Leadership is the key
The church in the United Kingdom has now been in decline for nearly 100 years. Almost certainly for at least half that time the problem was not taken seriously by most church leaders. Those who are familiar with the church in the first half of the 20th century note that church leaders either sought to adjust to the modern world by seeking to make the church more relevant or simply hoped that times and trends would change and eventually people would come back to church of their own accord.
It almost certainly dawned on church leaders after the 1960's that a more serious intervention was required and huge attention was paid to the training of the clergy, the introduction of new programmes, doing what we have always done with a new professionalism, and at a deeper level seeking to renew the spiritual life of the church. At the turn of the 21st century it is clear that even this more intentional response to the problem of decline, while more positive than earlier reactions, has not taken into account the nature of the problem we face. There is no quick fix or single programme that can meet the challenges we face. What we need are not just new strategies but leaders with different kinds of gifts, vision, cultural awareness and training. Leadership is undoubtedly the key but we need leaders who are equipped to understand and respond to the situation that we face. We need leaders who are able to cultivate environments in which imagination and hope take centre stage. We are not used to producing such leaders.
Riding the Quake
Once in every few hundred years, cultures that have been relatively stable for some considerable time necessarily undergo massive transition as the inherent tensions that are always present in any cultural system, increasingly fail to act as meaningful interpreters of the realities around us. The effect is rather like living in the midst of an earthquake – pressures that have been building for a considerable time eventual spill over and dramatically reshape the landscape. In a cultural sense, we are living in such an earthquake zone. The impact of that change is felt by the church in at least three critical areas.
Post Christendom arrives
For hundreds of years we have operated with the shared assumption that the Christian story shapes society’s public imagination and that therefore there is an agreed set of Christian values within which our nation operates. In such a setting, the church occupied a place of privilege (even if not actual power) in the overall scheme of things. In that kind of landscape, the church expected access to schools, civic ceremonies, influence on legislation and to minister to the vast majority in terms of the rights of passage (hatching, matching and dispatching). As long as this was the landscape we knew how to operate - primarily through the pastoral and teaching offices. We might be able to improve our act but fundamentally we knew the script.

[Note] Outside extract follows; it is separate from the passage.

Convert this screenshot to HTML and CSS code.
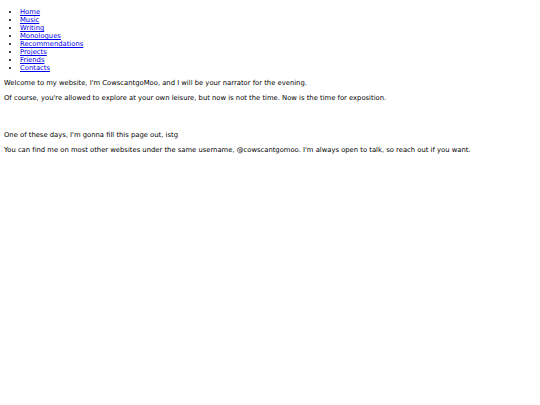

But that landscape has now gone and to quote Peter Berger, the sacred canopy has been dismantled. The Christian story no longer informs our shared imagination and the church has had privilege removed. In all probability, it is the consumer narrative that shapes the practical aspirations of the majority. We are still unsure how to operate as minister as leaders in such a climate. We can see we are in a mission field but it is an unfamiliar land for which we are as yet ill equipped.
Mission is the agenda
To some extent mission has always been something the church has had on its agenda. In the days of Christendom mission was something that took place overseas - in heathen lands, while evangelism was something we did at home. Today, mission is not just on the agenda, it is the agenda. But what does it look like to lead a church for which mission constitutes its entire reason for being? What does a church that lives, breathes and eats and drinks mission actually look like? Once again we are in uncertain territory.
Discontinuous change is here to stay
To add to these difficulties we are not just living in a time when many things have changed and are changing, the changes we are dealing with never settle down to allow us to grab hold of them, understand them and respond. Change itself is also changing – that’s what we mean by discontinuous change. How do you exercise leadership in a time when everything keeps changing and five-year plans become impossible to devise? Leaders are often expected to supply certainty so what does leadership look like when it’s impossible to deliver such a commodity?
Shaping a new kind of leader
Together in Mission (TiM) has a passion for church planting, and in particular for the planting of churches that will know how to communicate and live well in an ever changing cultural environment. That requires new kinds of leaders and so new forms of leadership training. To address this need, TiM has devised a Missional Leadership training programme. The course is designed around the three themes of character development, the impartation of specific skills and a missiology for the western world. It uses a dispersed campus model so that students can access the course near their home. That approach allows for an "action / reflection" model of learning that allows students to put lessons learned into practice and then reflect on how that has worked. The course can lead to an accredited MA and there is also an unaccredited option.